Non abbiamo fatto niente, eppure è fantastico. Aver rimesso assieme, come frammenti di un mosaico tardo-antico, i pezzi del nostro esistere. Aver ricreato i presupposti per un presupposto: soffrire ancora. Ed è una gioia indescrivibile. Perché poniamo pure che Mancino l’avesse messo alto sulla traversa, quel cross; o che Velardi l’avesse lisciata, quella palla magica. Ora saremmo sereni, colmi come otri di quella delusione tiepida, svogliatamente rassicurati dalla completa assenza di partecipazione all’evento. Sereni, come chi trapassa. O chi assiste al trapasso di una vecchia zia. Invece no. Quando abbiamo capito – intuito magari – che quella tranquilla delusione, quell’estromissione forzosa dalla tensione, stava per realizzarsi, siamo corsi al capezzale della squadra ed abbiamo convocato gli dei laici del calcio per una nuova preghiera collettiva: Dacci, o signore, la possibilità di soffrire ancora. E ancora, e ancora. Fumeremo di meno, mangeremo di meno, porteremo l’immondizia ai bidoni. Ci impegneremo nei fioretti più disparati. Ma ti preghiamo di non lasciarci così, senza un sussulto. Quando la palla è andata dentro, dopo lo spazio della festa tribale, guardandoci negli occhi abbiamo sfamato il nostro lampo nello sguardo dell’altro: trapassato da un lampo. Lo stesso: a 3 punti dall’Arezzo. E domenica si va ad Arezzo. Questo semplice accostamento di elementi è paragonabile ad una punta invisibile che solletica la spina dorsale. Fremito. O gioia! Grazie, signore del calcio. Non vedevo l’ora.
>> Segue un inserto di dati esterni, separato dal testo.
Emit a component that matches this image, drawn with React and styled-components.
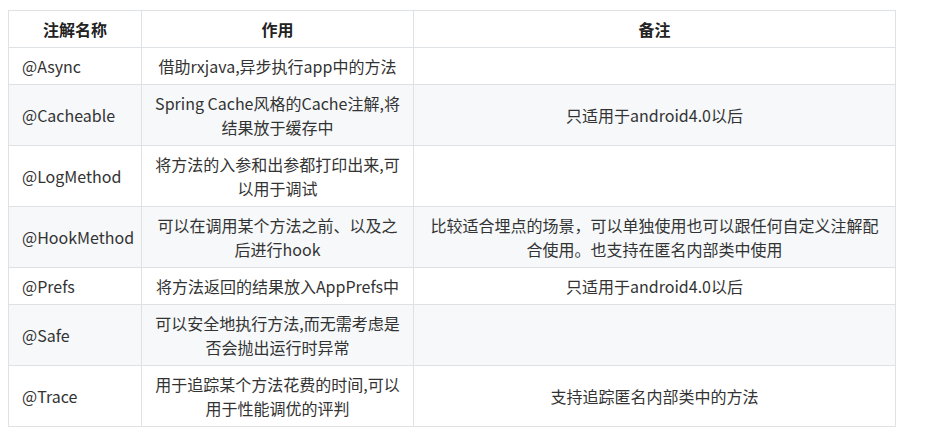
import styled, { createGlobalStyle } from 'styled-components';

const GlobalStyle = createGlobalStyle`
  body {
    margin: 0;
    background: #fff;
    font-family: "Noto Sans CJK SC", "Noto Sans", sans-serif;
  }
`;

const rows = [
  { name: '@Async', use: ['借助rxjava,异步执行app中的方法'], note: [] },
  { name: '@Cacheable', use: ['Spring Cache风格的Cache注解,将', '结果放于缓存中'], note: ['只适用于android4.0以后'] },
  { name: '@LogMethod', use: ['将方法的入参和出参都打印出来,可', '以用于调试'], note: [] },
  {
    name: '@HookMethod',
    use: ['可以在调用某个方法之前、以及之', '后进行hook'],
    note: ['比较适合埋点的场景，可以单独使用也可以跟任何自定义注解配', '合使用。也支持在匿名内部类中使用'],
  },
  { name: '@Prefs', use: ['将方法返回的结果放入AppPrefs中'], note: ['只适用于android4.0以后'] },
  { name: '@Safe', use: ['可以安全地执行方法,而无需考虑是', '否会抛出运行时异常'], note: [] },
  { name: '@Trace', use: ['用于追踪某个方法花费的时间,可以', '用于性能调优的评判'], note: ['支持追踪匿名内部类中的方法'] },
];

function Lines({ lines }) {
  return lines.map((l, i) => (
    <span key={i}>
      {i > 0 && <br />}
      {l}
    </span>
  ));
}

function App() {
  return (
    <Page>
      <GlobalStyle />
      <Table>
        <colgroup>
          <col style={{ width: 133 }} />
          <col style={{ width: 272 }} />
          <col style={{ width: 482 }} />
        </colgroup>
        <thead>
          <tr>
            <Th>注解名称</Th>
            <Th>作用</Th>
            <Th>备注</Th>
          </tr>
        </thead>
        <tbody>
          {rows.map((r) => (
            <Row key={r.name}>
              <Td>{r.name}</Td>
              <Td $center>
                <Lines lines={r.use} />
              </Td>
              <Td $center>
                <Lines lines={r.note} />
              </Td>
            </Row>
          ))}
        </tbody>
      </Table>
    </Page>
  );
}

export default App;

const Page = styled.div`
  padding: 10px 8px;
`;

const Table = styled.table`
  border-collapse: collapse;
  table-layout: fixed;
  width: 888px;
  font-size: 16px;
  line-height: 24px;
  color: #333;
`;

const Th = styled.th`
  padding: 6px 13px;
  border: 1px solid #dfe2e5;
  font-weight: 700;
  text-align: center;
  color: #222;
  white-space: nowrap;
`;

const Row = styled.tr`
  background: #fff;

  &:nth-child(2n) {
    background: #f6f8fa;
  }
`;

const Td = styled.td`
  padding: 6px 13px;
  border: 1px solid #dfe2e5;
  text-align: ${(p) => (p.$center ? 'center' : 'left')};
  white-space: nowrap;
  height: 24px;
`;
Perché a Cremona c’ero, c’eravamo tutti. Con una delusione che definire “cocente” è alambicco per cronisti. E 800 chilometri da fare, a ritroso, come gamberi feriti. Ma nessuno di noi avrebbe, quel giorno, preferito essere altrove. In spiaggia, al parco, stravaccato dinanzi alla tele. In nessun luogo della Terra, se non allo “Zini”, a prendersi la propria parte di ceffoni. Arezzo è meno lontana, ma è ugualmente una delle trasferte più distanti dalla piana di Capitanata. I segni, i segni si moltiplicano. La sorte ci sfida, carica di presagi. E siamo pronti. Vada come vada, è meglio morire di coltello, da vivi, che nel sonno d’una corsia d’ospedale. Antonio il Bolognese mi chiama che è posseduto dal demone dell’attesa. Non vede l’ora. Gianni, prima di obnubilarsi di Jameson al nostro St.Patrick’s day posticipato, mi confessa che è cominciato il conto alla rovescia. Io ci penso, e mi brucia la fronte.

Da queste parti se uno assiste ad un sequestro di beni ad un ambulante, e decide di mettersi in mezzo, gli si consiglia di desistere. ”Ma perché ti prendi veleno?”. Se uno batte i pugni sul tavolo perché a Gaza la gente muore sotto le bombe, o raccoglie firme per far abbattere un ecomostro, il saggio adagio è sempre lo stesso: “Perché prendersi veleno?”. Laddove prendersi veleno è spia dei certissimi danni al fegato di chi s’impelaga. Chi non si prende veleno è un fatalista o – come dice lui stesso – un realista; uno che sa, conosce ed ha ingoiato le cose del mondo. L’andazzo generale, contro cui nulla si può. Uno che sa che battersi è inutile, oltre che dannoso. Il guaio, il mio e quello di tanta altra gente che conosco, è che prendersi veleno è anche l’unico modo di cui l’essere umano dispone per dimostrarsi tale. Traducibile in assioma: Vivo, esisto, mi prendo veleno. Grazie al cielo.

Domenica, tutti insieme, ci abbracceremo una nuova questione. Con la stessa voglia di penare ed esplodere. Con la vaga sensazione che, sotto sotto, chi non ci capisce si stia perdendo qualcosa.